Wednesday, October 22, 2014
Not a child of God
This assignment was similar to the Cross carrying. I had to remember to carry it. When I did I was reminded that I am a child of God and He delights in me. This is something that I wrestle with often and thanks to this assignment, I could turn my card over. In recovery we have a saying, " turn it over" as in turn it over to God. This was similar in the sense that I would need to turn my card over to see the truth that is, " I am one of God's living stones, being built up in Christ as a spiritual house." (1 Peter 2:5) This verse helped me to remember that Christ Lives in me PERIOD! I think sometimes that I am alone or abandoned in this world, but that is far from the truth. He lives in me and always will.
Tuesday, October 7, 2014
Don't forget your cross
This assignment has been a difficult one for the sheer fact that I keep forgetting my cross.
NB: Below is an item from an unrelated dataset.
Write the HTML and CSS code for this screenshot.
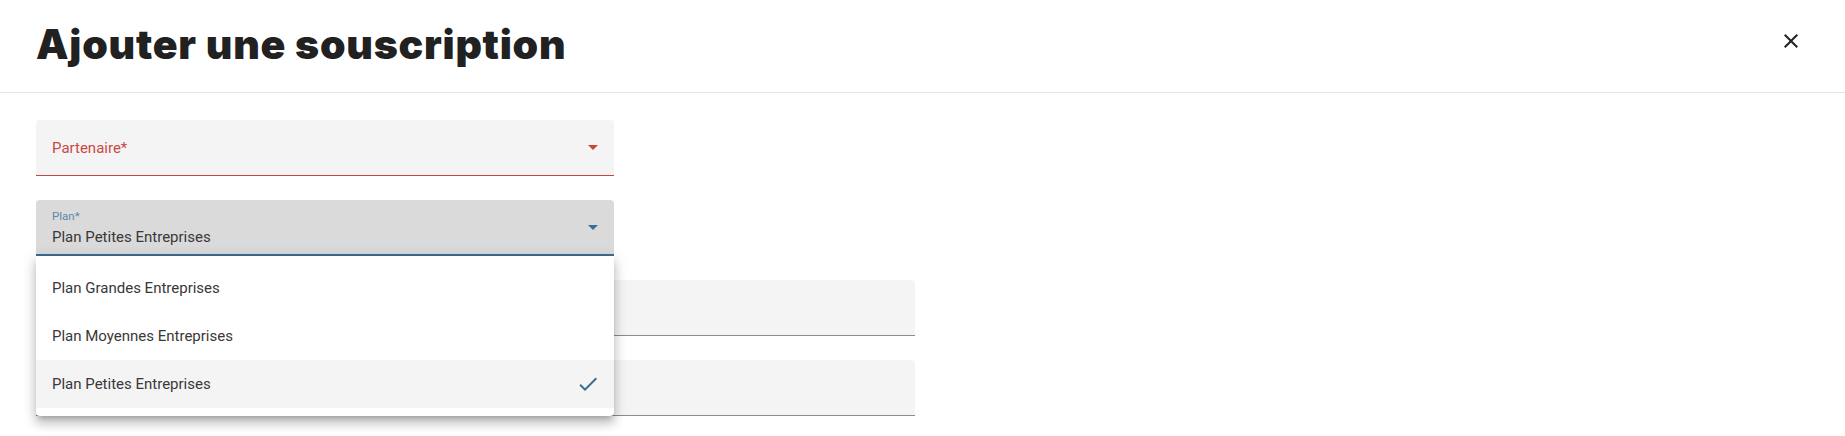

From day one, I walked to Broadway Life Center and did my practicum right after making the cross. I began to walk out the room at the end of the night and had to go back for my cross. This has happened many more times since then, but after enough people have heard the story I like to think they are just helping me remember. So I walk into work, "where is your cross," someone asks. I go to my sons cross country meet, "where is your cross," another parent asks. I tried to make it easier for me by tying a rope to it so I could wear it, but that still isn't enough. A coworker even joked that I should nail to myself so I wouldn't forget it. I have carried it most of the time though. Is that enough? Most of the time? Today is day five of seven days to complete this assignment. Will it get easier, or will I continue to forget it. Help me Lord remember my cross!